TO DO:
For the listing below, give the number of lines in which "this" occurs. Add nothing.
* Start DATA EXCERPT *
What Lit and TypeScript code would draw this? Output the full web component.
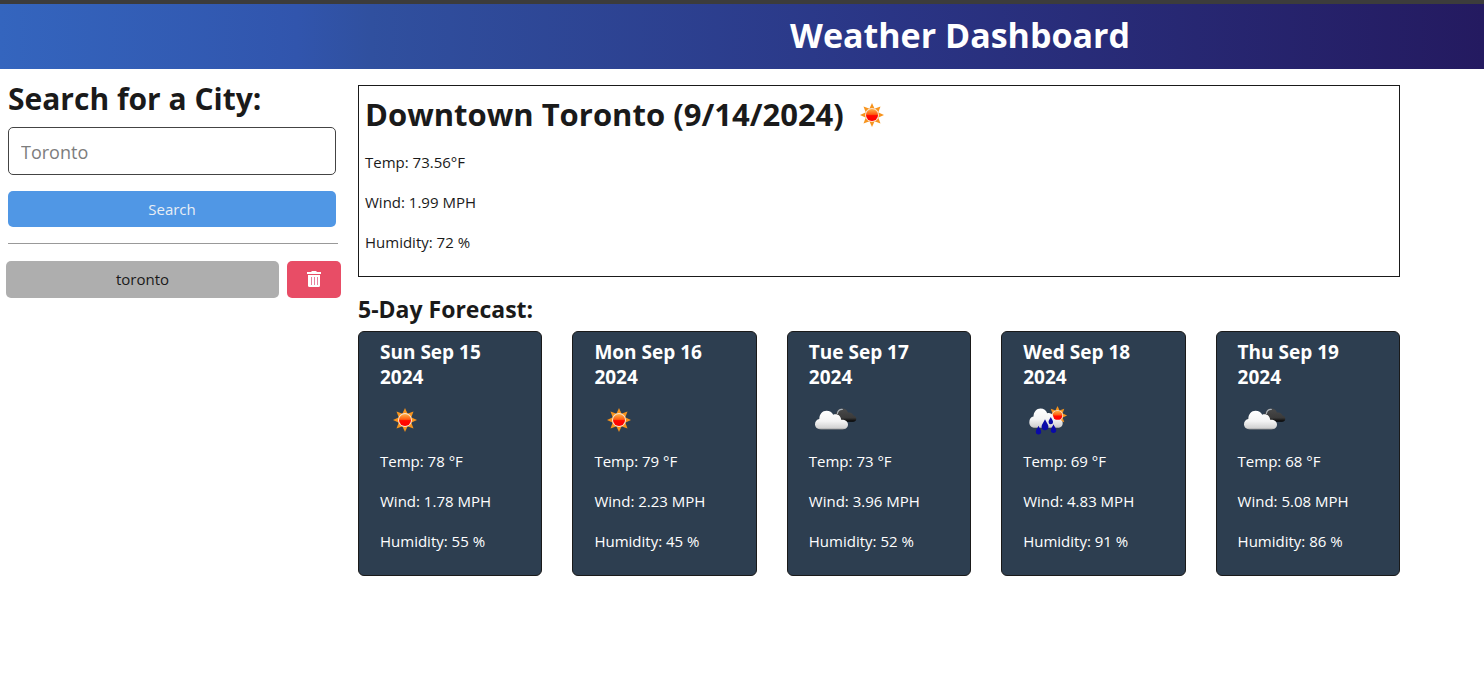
import { LitElement, html, svg, css } from "lit";
import { customElement, property, state } from "lit/decorators.js";

type Sky = "sun" | "clouds" | "rain";

interface Day {
  date: string;
  sky: Sky;
  temp: string;
  wind: string;
  humidity: string;
}

const FORECAST: Day[] = [
  { date: "Sun Sep 15 2024", sky: "sun", temp: "78", wind: "1.78", humidity: "55" },
  { date: "Mon Sep 16 2024", sky: "sun", temp: "79", wind: "2.23", humidity: "45" },
  { date: "Tue Sep 17 2024", sky: "clouds", temp: "73", wind: "3.96", humidity: "52" },
  { date: "Wed Sep 18 2024", sky: "rain", temp: "69", wind: "4.83", humidity: "91" },
  { date: "Thu Sep 19 2024", sky: "clouds", temp: "68", wind: "5.08", humidity: "86" },
];

const LABELS: Record<Sky, string> = {
  sun: "Clear sky",
  clouds: "Broken clouds",
  rain: "Rain with sun",
};

// Eight triangular rays around a glossy disc, centred on the origin.
const sunShape = svg`
  <g>
    ${[0, 45, 90, 135, 180, 225, 270, 315].map(
      (a) => svg`<path d="M-2.7 -6 L0 -12 L2.7 -6 Z" fill="#f7941d" transform="rotate(${a})"/>`,
    )}
    <circle r="7" fill="#fbe3cf"/>
    <circle r="6" fill="url(#disc)"/>
  </g>`;

const drop = (x: number, y: number, s: number) => svg`
  <path transform="translate(${x} ${y}) scale(${s})" fill="#0a0aa8"
    d="M0 -5 C1 -2.4 3 -.6 3 1.6 A3 3 0 0 1 -3 1.6 C-3 -.6 -1 -2.4 0 -5 Z"/>`;

@customElement("weather-icon")
class WeatherIcon extends LitElement {
  @property() sky: Sky = "sun";

  static styles = css`
    :host { display: inline-block; width: 50px; height: 50px; }
    .art { display: block; width: 100%; height: 100%; }
  `;

  private shape() {
    if (this.sky === "clouds") {
      return svg`
        <path fill="url(#dark)" d="M26 24 C26 17 29 13.500 33 13.500 C36 13.500 38 15 39 17.500 C42 17 44 18.500 44.500 20.500 C46.500 20.800 47.300 22.200 47.300 23.800 C47.300 25.800 46 26.800 44 26.800 H29 Z"/>
        <path fill="none" stroke="#a9b0b6" stroke-width="1.200" d="M28.300 19 C28.800 15.800 31 14.200 33.800 14.500"/>
        <path fill="url(#cloud)" d="M12 34.500 C8.400 34.500 6 32.300 6 29.300 C6 26.200 7.900 24.300 10.300 23.900 C10.400 19 13.400 15.800 17.500 15.800 C20.700 15.800 22.900 17.300 24.200 19.700 C28.500 18.400 31.700 20.800 32.200 24.800 C36 24.500 39 26.400 39 29.600 C39 32.600 36.800 34.500 33.500 34.500 Z"/>`;
    }
    if (this.sky === "rain") {
      return svg`
        <g transform="translate(34.500 20.500) scale(.8)">${sunShape}</g>
        <path fill="url(#cloud)" d="M12 33 C8.400 33 6.300 30.300 6.300 27.200 C6.300 24.100 8 22 10.500 21.600 C10.600 16.900 13.600 13.500 17.500 13.500 C20.800 13.500 23.200 15.400 24.200 18.300 C27.500 17 30.300 19.400 30.800 23.200 C31.200 24.400 33 25 35 24.800 C38 24.200 39.700 25.700 39.700 28 C39.700 31.200 37.500 33 34.500 33 Z"/>
        ${drop(15.5, 35.3, 0.9)}
        ${drop(22, 30, 1.15)}
        ${drop(27.8, 25.8, 0.75)}
        ${drop(30.5, 33.8, 0.9)}`;
    }
    return svg`<g transform="translate(25 25)">${sunShape}</g>`;
  }

  render() {
    return html`
      <svg class="art" viewBox="0 0 50 50" role="img" aria-label=${LABELS[this.sky]}>
        <defs>
          <linearGradient id="disc" x1="0" y1="0" x2="0" y2="1">
            <stop offset="0" stop-color="#ffb347"/>
            <stop offset=".45" stop-color="#ff5a10"/>
            <stop offset=".55" stop-color="#ff0a00"/>
            <stop offset="1" stop-color="#ff0000"/>
          </linearGradient>
          <linearGradient id="cloud" x1="0" y1="0" x2="0" y2="1">
            <stop offset="0" stop-color="#ffffff"/>
            <stop offset=".55" stop-color="#f4f4f4"/>
            <stop offset=".92" stop-color="#d2d2d2"/>
            <stop offset="1" stop-color="#8d8d8d"/>
          </linearGradient>
          <linearGradient id="dark" x1="0" y1="0" x2="0" y2="1">
            <stop offset="0" stop-color="#4a4a4a"/>
            <stop offset=".7" stop-color="#3a3a3a"/>
            <stop offset="1" stop-color="#000000"/>
          </linearGradient>
        </defs>
        ${this.shape()}
      </svg>`;
  }
}

@customElement("forecast-card")
class ForecastCard extends LitElement {
  @property({ attribute: false }) day!: Day;

  static styles = css`
    :host { display: block; }
    .card {
      box-sizing: border-box;
      height: 100%;
      padding: 8px 21px 22px;
      border: 1px solid #1a1a1a;
      border-radius: 6px;
      background: #2d3e50;
      color: #fff;
    }
    .date { margin: 0 0 5px; font-size: 19px; line-height: 25px; font-weight: 700; }
    .icon { display: block; }
    .reading { margin: 0 0 16px; font-size: 15px; line-height: 24px; }
    .icon + .reading { margin-top: 4px; }
    .reading:last-child { margin-bottom: 0; }
  `;

  render() {
    const d = this.day;
    return html`
      <article class="card">
        <h3 class="date">${d.date}</h3>
        <weather-icon class="icon" .sky=${d.sky}></weather-icon>
        <p class="reading">Temp: ${d.temp} °F</p>
        <p class="reading">Wind: ${d.wind} MPH</p>
        <p class="reading">Humidity: ${d.humidity} %</p>
      </article>`;
  }
}

@customElement("app-root")
class AppRoot extends LitElement {
  @state() private history = ["toronto"];

  static styles = css`
    :host {
      display: block;
      font-family: "Open Sans", "Noto Sans", sans-serif;
      font-size: 15px;
      line-height: 24px;
      color: #1a1a1a;
    }
    .header {
      padding: 7px 0 10px 436px;
      border-top: 4px solid #3c3c3c;
      background: linear-gradient(90deg, #3465be, #3155ad 20%, #30509f 25%, #2a3585 60%, #241a60);
      text-align: center;
      color: #fff;
    }
    .title { margin: 0; font-size: 34px; line-height: 48px; font-weight: 700; }
    .layout { display: flex; gap: 17px; padding: 0 84px 0 0; }
    .sidebar { flex: 0 0 341px; box-sizing: border-box; padding: 10px 0 0 8px; }
    .heading { display: block; margin: 0; font-size: 30px; line-height: 40px; font-weight: 700; }
    .form { display: grid; gap: 16px; padding-right: 5px; }
    .field { display: grid; gap: 8px; }
    .input {
      box-sizing: border-box;
      width: 100%;
      height: 48px;
      padding: 2px 12px 0;
      border: 1px solid #444;
      border-radius: 5px;
      background: #fff;
      font: 400 18px/24px "Open Sans", "Noto Sans", sans-serif;
      color: #1a1a1a;
    }
    .input::placeholder { color: #7d7d7d; opacity: 1; }
    .button {
      height: 36px;
      padding: 0;
      border: 0;
      border-radius: 5px;
      font: inherit;
      cursor: pointer;
    }
    .search { background: #5097e5; color: #e8eef5; }
    .rule { height: 1px; margin: 16px 3px 17px 0; border: 0; background: #999; }
    .history { display: grid; gap: 8px; margin: 0 0 0 -2px; padding: 0; list-style: none; }
    .entry { display: grid; grid-template-columns: 1fr 54px; gap: 8px; }
    .tall { height: 37px; padding-bottom: 1px; }
    .city { background: #aeaeae; color: #1a1a1a; }
    .delete { display: grid; place-items: center; background: #e84d66; color: #fff; }
    .bin { display: block; width: 16px; height: 18px; }
    .main { flex: 1; min-width: 0; padding-top: 16px; }
    .today { padding: 4px 6px 22px; border: 1px solid #1a1a1a; }
    .place { display: flex; gap: 3px; margin: 0; font-size: 31px; line-height: 48px; font-weight: 700; }
    .reading { margin: 16px 0 0; }
    .place + .reading { margin-top: 10px; }
    .subheading { margin: 16px 0 6px; font-size: 23px; line-height: 32px; font-weight: 700; }
    .cards { display: grid; grid-template-columns: repeat(5, 1fr); gap: 30px; }
  `;

  private search(e: Event) {
    e.preventDefault();
    const input = this.renderRoot.querySelector("input") as HTMLInputElement;
    const city = input.value.trim().toLowerCase();
    if (city && !this.history.includes(city)) this.history = [...this.history, city];
    input.value = "";
  }

  private remove(city: string) {
    this.history = this.history.filter((c) => c !== city);
  }

  render() {
    return html`
      <header class="header"><h1 class="title">Weather Dashboard</h1></header>
      <div class="layout">
        <aside class="sidebar">
          <form class="form" @submit=${this.search}>
            <div class="field">
              <label class="heading" for="city">Search for a City:</label>
              <input class="input" id="city" type="text" placeholder="Toronto" />
            </div>
            <button class="button search" type="submit">Search</button>
          </form>
          <hr class="rule" />
          <ul class="history">
            ${this.history.map(
              (city) => html`
                <li class="entry">
                  <button class="button tall city" type="button">${city}</button>
                  <button class="button tall delete" type="button" aria-label="Delete ${city}"
                    @click=${() => this.remove(city)}>
                    <svg class="bin" viewBox="0 0 16 18" aria-hidden="true">
                      <path fill="currentColor" d="M5.500 1 H10.500 V2 H15 V4 H1 V2 H5.500 Z"/>
                      <path fill="currentColor" d="M2 5 H14 V15.500 Q14 17 12.500 17 H3.500 Q2 17 2 15.500 Z"/>
                      <path stroke="#e8809f" stroke-width="1" d="M5.500 7 V15 M8.500 7 V15 M11.500 7 V15"/>
                    </svg>
                  </button>
                </li>`,
            )}
          </ul>
        </aside>
        <main class="main">
          <section class="today">
            <h2 class="place">Downtown Toronto (9/14/2024)<weather-icon sky="sun"></weather-icon></h2>
            <p class="reading">Temp: 73.56°F</p>
            <p class="reading">Wind: 1.99 MPH</p>
            <p class="reading">Humidity: 72 %</p>
          </section>
          <section>
            <h2 class="subheading">5-Day Forecast:</h2>
            <div class="cards">
              ${FORECAST.map((d) => html`<forecast-card .day=${d}></forecast-card>`)}
            </div>
          </section>
        </main>
      </div>`;
  }
}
* End DATA EXCERPT *
ANSWER TO THE EXERCISE:
12